Antjie Krog - Public reading and seminar

Antjie Krog

Creative non-fiction: a conversation

All writing is in a way fiction. Why would a writer then choose to write non-fiction? What are the moral questions when writing suggests that it is 'closer to the truth'?

Internationally acclaimed South African writer, journalist and poet Antjie Krog (Extraordinary Professor, University of the Western Cape, South Africa) has written sixteen volumes of poetry (including three for children).

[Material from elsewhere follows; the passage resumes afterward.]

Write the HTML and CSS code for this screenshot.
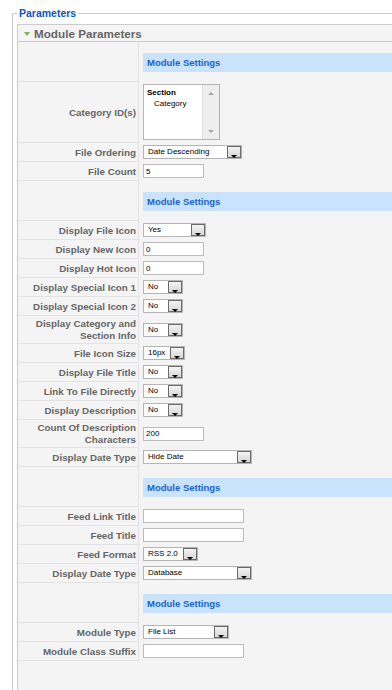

With her team from the South African Broadcasting Corporation, Antjie Krog received the South African Pringle Award for excellence in journalism for their reporting on the South African Truth and Reconciliation Commission (TRC), and she herself won the Foreign Correspondent's Award for outstanding journalism for her Mail & Guardian articles on the TRC.

From her experiences as a TRC radio broadcaster and as a South African deeply affected by the Commission's hearings, Krog published Country Of My Skull in 1998, which was adapted for film in 2004, under the title In My Country. She has since published two other books of creative non-fiction, A Change of Tongue (2003) and Begging To Be Black (2009). She has also translated the autobiography of Nelson Mandela, Long Walk to Freedom into Afrikaans (2007).

Krog's works have been translated into English, Dutch, Italian, French, Spanish, Swedish and Serbian. Her book Country Of My Skull is being widely prescribed at universities in America and Europe as part of the curricula dealing with writing about the past.

Country Of My Skull

Krog has been awarded most of the prestigious South African awards for non-fiction, translation and poetry available in Afrikaans and English, and also received an award from the Hiroshima Foundation for Peace and Culture for the year 2000, and the Open Society Prize from the Central European University (Budapest).